Bringing the Shop to Your Audi RS4
The idea behind mobile windshield replacement is simple: instead of arranging a tow or rearranging your day to sit in a waiting room, a technician comes to your driveway, your office parking lot, or wherever your Audi RS4 is parked across Arizona or Florida. For a high-performance car like the RS4, that convenience matters. You avoid extra driving on a compromised windshield, you keep the car in an environment you control, and you stay close to your own schedule.
But many owners hesitate because they aren't sure what mobile service actually requires of them. Do you need a garage? A perfectly level surface? Do you have to stand and watch the whole time?

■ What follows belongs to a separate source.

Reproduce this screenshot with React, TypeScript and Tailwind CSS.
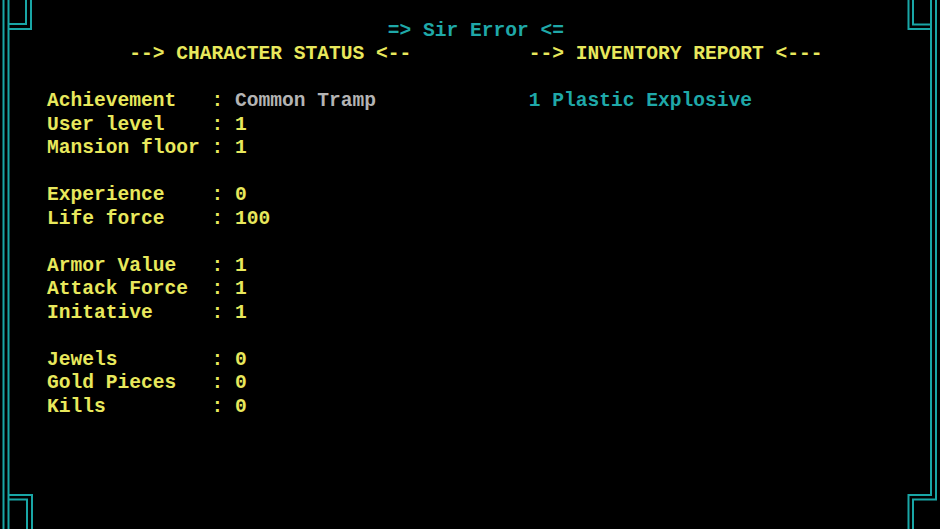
import React from "react";

const Y = "text-[#e8e85c]";
const G = "text-[#b4b4b4]";
const C = "text-[#1fa8a8]";

type Seg = { t: string; c: string };

const stats: [string, string][][] = [
  [["Achievement", "Common Tramp"], ["User level", "1"], ["Mansion floor", "1"]],
  [["Experience", "0"], ["Life force", "100"]],
  [["Armor Value", "1"], ["Attack Force", "1"], ["Initative", "1"]],
  [["Jewels", "0"], ["Gold Pieces", "0"], ["Kills", "0"]],
];

function buildRows(): Seg[][] {
  const rows: Seg[][] = [];
  rows.push([{ t: " ".repeat(33) + "=> Sir Error <=", c: C }]);
  rows.push([
    { t: " ".repeat(11) + "--> CHARACTER STATUS <--", c: Y },
    { t: " ".repeat(10) + "--> INVENTORY REPORT <---", c: Y },
  ]);
  stats.forEach((group) => {
    rows.push([{ t: " ", c: Y }]);
    group.forEach(([label, value]) => {
      const left = "    " + label.padEnd(14, " ") + ": ";
      const row: Seg[] = [
        { t: left, c: Y },
        { t: value, c: label === "Achievement" ? G : Y },
      ];
      if (label === "Achievement") {
        const used = left.length + value.length;
        row.push({ t: " ".repeat(45 - used) + "1 Plastic Explosive", c: C });
      }
      rows.push(row);
    });
  });
  return rows;
}

function Frame() {
  const s = { stroke: "#19a6a6", strokeWidth: 2, fill: "none" };
  return (
    <svg className="absolute inset-0 pointer-events-none" width={940} height={529} viewBox="0 0 940 529">
      {/* left border */}
      <path d="M3.5 0V529M8.5 0V529" {...s} />
      <path d="M26 0V24H8.5M31 0V29H8.5" {...s} />
      <path d="M8.5 495H32V529M8.5 499.5H27V529" {...s} />
      {/* right border */}
      <path d="M931 0V495H908.5V529M936 0V499.5H913V529" {...s} />
      <path d="M913 0V24.5H931M908.5 0V29H931" {...s} />
    </svg>
  );
}

export default function App() {
  const rows = buildRows();

  return (
    <div className="relative w-[940px] h-[529px] bg-black overflow-hidden">
      <Frame />
      <div className="pt-[19.5px] font-['Liberation_Mono',monospace] font-bold text-[19.58px] leading-[23.5px] whitespace-pre">
        {rows.map((row, i) => (
          <div key={i} className="h-[23.5px]">
            {row.map((seg, j) => (
              <span key={j} className={seg.c}>
                {seg.t}
              </span>
            ))}
          </div>
        ))}
      </div>
    </div>
  );
}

How long is the car out of commission? This guide answers those practical questions from your point of view, so you know exactly what to expect before you book.
What Space a Mobile Technician Actually Needs
The biggest surprise for most customers is how modest the space requirement is. A mobile windshield job doesn't need a service bay or specialized lift. What it does need is enough room for the technician to move freely around the front of the car and to handle a large, fragile piece of glass without obstruction.
Think of it this way: the windshield comes out and a replacement goes in, and both moves happen from the outside, working across the hood and along both A-pillars. The technician needs to open both front doors fully, walk along each side, and stand directly in front of the car with the new glass. On an RS4, with its wide stance and longer doors, a little extra clearance on each side keeps everything safe and clean.
A standard residential driveway, an end spot in an office lot, or a quiet section of a parking area almost always works. Covered parking, a carport, or the shaded side of a building is a bonus in Arizona and Florida, where direct sun and heat are constant factors. Shade isn't required, but it helps the adhesive behave predictably and keeps the work area comfortable.
Clearance, Not Square Footage
Rather than measuring out a specific footprint, picture the practical needs:
- Room to fully open both front doors and walk the length of each side of the car
- Open space in front of the windshield so the technician can lift and set the glass straight in
- A spot where the RS4 won't need to be moved mid-job by you or anyone else
- Enough distance from sprinklers, heavy foot traffic, and low-hanging branches that could shed debris
- Reasonable proximity to where the service van can park, since tools and the new glass travel from the van to the car
If you can comfortably wash your car by hand where it's parked, there's almost certainly enough space for a mobile replacement.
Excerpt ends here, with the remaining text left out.